Indiana's gay marriage ban upheld - 13 WTHR Indianapolis

Indiana's gay marriage ban upheld

Chris Proffitt/Eyewitness News

Indianapolis, Jan. 20 - The administrator of a north side Indianapolis church, David Squire married his partner nearly five years ago in Vermont, at the time one of the few states performing same sex marriages.

"It's statement to the world that says, this is the one I love. This (is) who I want to be related to."

Squire and other Indiana gay couples are frustrated and disappointed at the Indiana Appeals Court ruling affirming the state's ban on gay marriage, rejecting a 1997 challenge to the law that prohibits the state from recognizing gay marriages, even those that are legal in other states.

The decision is applauded by House Republicans still planning to advance a constitutional amendment banning same sex marriage. "Today's decision makes marriage safe again," says House Speaker Brian Bosma (R - Indianapolis). "Traditional marriage safe, for the time being."
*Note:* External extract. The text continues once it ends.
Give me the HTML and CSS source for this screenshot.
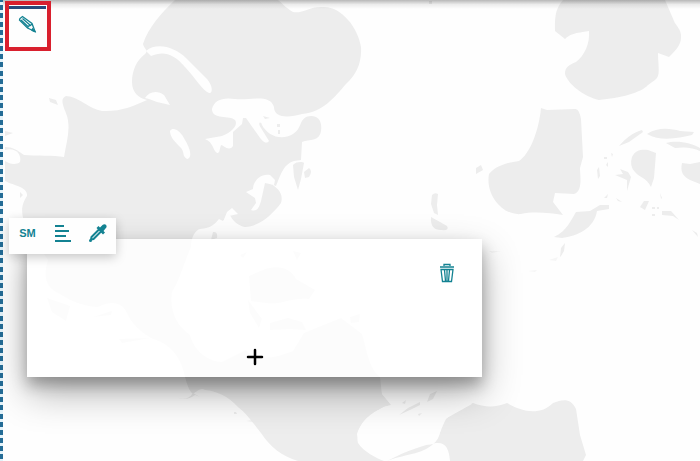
FILE: index.html
```html
<!DOCTYPE html>
<html lang="en">
<head>
<meta charset="utf-8">
<meta name="viewport" content="width=device-width, initial-scale=1">
<title>Section editor</title>
<link rel="stylesheet" href="styles.css">
</head>
<body>
<main class="section">
  <svg class="map" viewBox="0 0 700 461" preserveAspectRatio="xMinYMin slice" aria-hidden="true">
    <g class="land">
      <path d="M175 0 C162 12 148 28 143 44 C144 49 149 50 145 54 C137 60 132 70 132 82 C132 92 138 98 147 100 C134 106 120 112 102 111 C89 109 80 97 66 96 C59 99 64 107 67 116 C71 130 66 144 64 157 C54 155 35 156 24 155 C17 150 13 147 5 147 L5 181 C15 186 28 187 27 196 C20 207 22 213 24 222 L48 260 C43 276 45 288 60 294 C72 302 87 307 98 307 C112 300 122 302 127 313 C131 323 141 333 153 339 C166 343 180 352 185 377 C187 384 189 391 193 394 C197 391 201 387 205 390 C216 391 228 396 238 407 C247 414 253 423 261 433 C270 447 282 456 298 461 L384 461 C376 458 364 452 358 443 C355 431 363 417 380 409 C386 405 390 406 392 405 L382 394 L380 377 C368 367 367 350 362 334 L341 318 L304 333 L293 351 C278 357 256 363 246 350 L222 362 C206 361 194 350 190 335 C177 326 169 311 172 292 C180 279 184 263 191 247 C191 236 196 230 200 229 C210 228 213 226 219 219 L223 221 L229 213 C232 221 239 226 245 227 C262 226 274 212 281 203 C284 193 277 187 269 183 L276 186 C280 177 283 164 294 161 L301 160 L302 142 C310 139 319 142 321 131 C323 117 314 114 306 117 C299 121 302 128 293 134 C281 141 268 136 262 125 C261 121 257 122 261 128 L269 141 C266 145 262 141 258 135 L246 118 L243 118 L242 124 L233 132 L233 146 C229 152 223 145 221 145 C219 151 220 153 217 153 C212 149 214 143 205 139 L222 136 C234 131 238 124 235 120 C230 115 212 120 212 109 C214 100 223 97 235 99 C249 101 270 93 274 107 C274 118 288 118 302 114 C323 112 334 98 346 84 C356 75 362 63 361 47 C358 28 342 7 324 7 C309 6 303 14 293 12 C286 8 282 3 278 0 Z"/>
      <path class="water" d="M146 51 C157 42 174 47 186 58 L207 79 C213 86 213 94 209 93 C203 91 196 79 185 67 C173 53 163 51 151 56 Z M145 98 C149 91 158 90 164 95 L170 105 L157 102 L149 99 Z M170 131 C173 126 181 131 185 140 C190 148 193 158 187 159 C181 155 186 152 179 146 C173 140 170 136 170 131 Z"/>
      <path class="water" d="M246 192 L253 189 C253 181 261 173 270 175 L275 180 L274 185 L265 183 L261 201 C259 208 257 212 251 210 L256 203 L255 198 Z M223 222 L227 212 L232 208 L238 214 L229 216 L234 222 Z"/>
      <path class="water" d="M5 150 C14 147 22 153 20 162 C15 166 8 163 5 161 Z"/>
      <path d="M49 98 L56 100 L58 105 L50 102 Z M5 131 L13 133 L5 136 Z M20 192 L23 195 L20 198 Z M263 116 L270 118 L265 119 Z M277 124 h3 v3 h-3 Z M278 130 h2 v4 h-2 Z M293 165 C297 161 303 162 304 163 L301 179 L298 190 L294 177 Z M304 172 L309 168 Q313 171 309 177 L305 178 Z M213 232 Q218 231 217 238 L211 240 Z M429 1 h3 v3 h-3 Z"/>
      <path d="M432 195 Q435 192 438 194 L437 205 L438 215 L434 213 L431 204 Z M431 217 L440 222 L447 226 Q450 231 441 230 Q430 230 431 217 Z M476 168 L481 165 L483 170 L476 174 Z"/>
      <path d="M563 0 C554 10 555 21 555 31 L565 39 C570 34 575 33 589 31 C590 43 585 55 576 62 C569 65 565 67 565 74 C568 84 583 96 599 100 C620 98 641 93 648 85 L655 80 C661 76 658 66 658 53 L669 57 C675 51 681 45 681 38 C682 29 675 25 674 21 L665 0 Z"/>
      <path d="M541 108 C539 130 530 154 519 161 C503 163 494 168 489 174 C485 195 503 216 521 214 C533 211 551 213 563 215 L553 202 L555 193 L574 194 C583 192 580 175 580 168 L583 157 L581 119 Q579 108 575 109 L547 110 Z"/>
      <path d="M554 237 L562 238 C577 236 594 229 597 211 L609 209 L609 205 L600 205 L590 211 L576 212 C571 220 567 231 554 237 Z M619 146 C625 139 632 133 642 130 L643 132 L629 142 Z M647 134 C657 127 670 128 680 131 L694 132 L692 135 C679 138 661 142 647 134 Z M666 143 C677 140 692 143 700 148 L700 151 Q690 146 675 148 Z M632 157 C635 150 642 149 648 150 L656 153 L654 178 L651 187 C646 177 640 178 635 172 Q629 166 632 157 Z M682 163 L690 164 L700 162 L700 184 L690 180 C683 176 680 172 682 163 Z"/>
      <path d="M615 175 L623 174 L620 169 L628 172 L631 177 L627 191 L627 180 Z M597 170 l2 -3 l1 9 l-2 3 Z M604 157 h3 v2 h-3 Z M611 153 l2 1 l-1 3 Z M606 165 l2 -3 v5 Z M604 198 l4 -4 l-1 4 Z M616 198 l6 4 l-4 -1 Z M640 207 L644 201 L649 201 L645 210 Z M652 207 h3 v2 h-3 Z M657 207 h2 v2 h-2 Z M652 214 h3 v2 h-3 Z M662 211 L671 211 L679 220 L673 216 L662 215 Z M660 193 l2 5 l-1 1 Z M692 230 l5 3 l1 4 Z M560 257 l1 -9 l4 -5 l-1 8 l-3 5 Z"/>
      <path class="faint" d="M549 260 l9 -3 l-2 4 Z M528 271 l9 -1 l-2 2 Z M489 251 l12 0 l-9 2 Z"/>
      <path d="M249 276 L263 270 C277 264 291 268 296 279 L315 290 L309 299 C291 297 283 305 266 303 L251 301 Z M240 255 l7 -3 l-4 6 Z M293 251 l8 2 l-4 7 Z M248 300 l14 19 l-3 9 l-9 -15 Z M270 323 L288 318 L302 322 L306 330 L290 329 L270 330 Z M350 317 l10 -3 l-1 8 l-8 1 Z M47 298 L70 306 L66 321 L52 312 Z M93 317 L112 311 L111 315 Z M119 339 L150 338 L122 343 Z"/>
      <path d="M387 461 C401 455 424 454 433 444 C439 439 441 428 446 419 C456 410 465 406 473 403 C484 407 495 408 507 403 C522 412 540 416 553 403 C563 399 571 398 576 409 L580 435 L586 455 L583 461 L450 461 C449 449 446 442 436 443 C424 445 408 450 387 461 Z"/>
      <path class="water" d="M391 405 C382 407 362 417 357 434 C359 445 369 456 376 455 C385 451 386 436 391 432 C397 438 394 445 405 441 C416 435 424 447 433 444 C442 438 439 427 445 419 L472 404 L461 390 L440 377 L381 377 L382 394 Z"/>
      <path d="M399 415 L408 408 L420 402 L420 405 L412 409 Z M427 402 L430 394 L437 391 L433 399 Z M418 414 l4 -1 l-3 3 Z M402 403 l4 -3 l-1 4 Z M176 397 Q187 402 193 393 L200 397 L195 395 Q186 402 176 397 Z M234 412 h2 l1 2 h-3 Z M246 421 l8 -1 l2 2 Z"/>
    </g>
  </svg>
  <button class="edit" type="button" aria-label="Edit section">
    <svg class="pencil" viewBox="0 0 20 20" aria-hidden="true">
      <path d="M2 3.500 L4.500 1.500 L14 8.500 L17 16.500 L9.500 13 L1.500 5 Z"/>
      <path d="M3 5 L10.500 12 M4.500 3.500 L12.500 10.500 M9.500 13 L10.500 11 L12.500 10.500 L14 9"/>
      <path class="solid" d="M14.500 14 L17.500 17 L14 15.500 Z"/>
    </svg>
  </button>
  <section class="card">
    <div class="toolbar" role="toolbar" aria-label="Block settings">
      <button class="tool" type="button">SM</button>
      <button class="tool" type="button" aria-label="Align left">
        <svg class="align" viewBox="0 0 18 18" aria-hidden="true"><path d="M1 2H10M1 7H15M1 12H12M1 17H17"/></svg>
      </button>
      <button class="tool" type="button" aria-label="Pick colour">
        <svg class="dropper" viewBox="0 0 20 20" aria-hidden="true">
          <path d="M11 6.500 L3.500 14 L3 16.500 L5.500 16 L13 8.500"/>
          <path class="solid" d="M8.500 5 L10.500 3 L12 4.500 L14.500 2 Q16.500 .5 18.200 2 Q19.500 4 17.500 5.500 L15.500 8 L17 9.500 L15 11.500 Z"/>
          <circle class="solid" cx="2.500" cy="17.500" r="1.500"/>
        </svg>
      </button>
    </div>
    <button class="delete" type="button" aria-label="Delete block">
      <svg class="trash" viewBox="0 0 14 20" aria-hidden="true">
        <path d="M4 3 V1.500 H10 V3 M0 4 H14 M1 6.500 H13 L11.500 18.500 H2.500 Z M4.500 7 L5.500 18 M7 7 V18 M9.500 7 L8.500 18"/>
      </svg>
    </button>
    <button class="add" type="button" aria-label="Add block">
      <svg class="plus" viewBox="0 0 18 18" aria-hidden="true"><path d="M9 2V16M2 9H16"/></svg>
    </button>
  </section>
</main>
</body>
</html>
```

FILE: styles.css
```css
* {
  box-sizing: border-box;
}

body {
  margin: 0;
  background: #fefefe;
  font-family: "Liberation Sans", Arial, sans-serif;
}

button {
  margin: 0;
  padding: 0;
  border: 0;
  background: none;
  color: #138292;
  font: inherit;
  cursor: pointer;
}

svg {
  display: block;
  fill: none;
  stroke: currentColor;
}

.section {
  position: relative;
  display: flex;
  flex-direction: column;
  align-items: flex-start;
  min-height: 100vh;
  padding: 1px 5px;
  overflow: hidden;
}

/* Dashed left edge: six dashes to each 49px tile */
.section::before {
  content: "";
  position: absolute;
  inset: 0 auto 0 0;
  width: 3px;
  background: repeating-linear-gradient(#246c96 0 10.5%, #e4f3fa 10.5% 16.6667%) 0 -3px / 3px 49px;
}

/* Shade cast by the bar above */
.section::after {
  content: "";
  position: absolute;
  inset: 0 0 auto 3px;
  height: 9px;
  background: linear-gradient(rgba(0, 0, 0, 0.28), rgba(0, 0, 0, 0.07) 50%, transparent);
}

.map {
  position: absolute;
  inset: 0;
  width: 100%;
  height: 100%;
}

.land {
  fill: #ededed;
  stroke: none;
}

.water {
  fill: #fefefe;
}

.faint {
  fill: #f6f6f6;
}

.edit {
  position: relative;
  z-index: 1;
  display: flex;
  justify-content: center;
  width: 46px;
  height: 50px;
  border: 4px solid #d9202e;
  background: #fefefe;
}

.edit::before {
  content: "";
  position: absolute;
  inset: 1px 1px auto 0;
  height: 3px;
  background: #274b7c;
}

.pencil {
  width: 20px;
  height: 20px;
  margin-top: 10px;
}

.pencil,
.trash {
  stroke-width: 1.3;
}

.solid {
  fill: currentColor;
}

.card {
  position: relative;
  display: flex;
  flex-direction: column;
  width: 66%;
  margin: 188px 0 0 22px;
  padding: 24px 28px 11px;
  background: rgba(255, 255, 255, 0.82);
  box-shadow: 0 16px 36px rgba(0, 0, 0, 0.3), 0 8px 14px rgba(0, 0, 0, 0.28);
}

.toolbar {
  position: absolute;
  top: -21px;
  left: -18px;
  display: flex;
  align-items: flex-start;
  height: 36px;
  padding: 0 1px;
  background: #fefefe;
  box-shadow: 0 3px 10px rgba(0, 0, 0, 0.22);
}

.tool {
  display: flex;
  align-items: center;
  justify-content: center;
  width: 35px;
  height: 30px;
  font-size: 11px;
  font-weight: 700;
}

.align {
  width: 18px;
  height: 18px;
  stroke-width: 2;
}

.dropper {
  width: 20px;
  height: 20px;
  stroke-width: 2;
}

.dropper .solid {
  stroke: none;
}

.delete {
  align-self: flex-end;
}

.trash {
  width: 14px;
  height: 20px;
}

.add {
  align-self: center;
  margin-top: 65px;
  color: #000;
}

.plus {
  width: 18px;
  height: 18px;
  stroke-width: 2.5;
  stroke-linecap: round;
}
```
There's no decision whether to appeal the case, but House Democrats remain opposed to a state constitutional amendment banning gay marriage.

House Minority Leader Pat Bauer (D - South Bend) says, "To take the constitution of Indiana and amend it just because somebody filed a case was wrong."

According to the 2000 census, Indiana has more than 10,000 same sex couples living together.

Thursday's ruling also comes as President George W. Bush promises to make a an anti-gay marriage amendment a priority of his second term.

Still some gay couples are optimistic that attitudes and laws will change.

"It's not a redefination of family," says Squire, "it's a legal structure to cover families that already exist."

A structure that Indiana courts reject while House Republicans hope to join a growing number of states amending their constitutions banning gay marriage.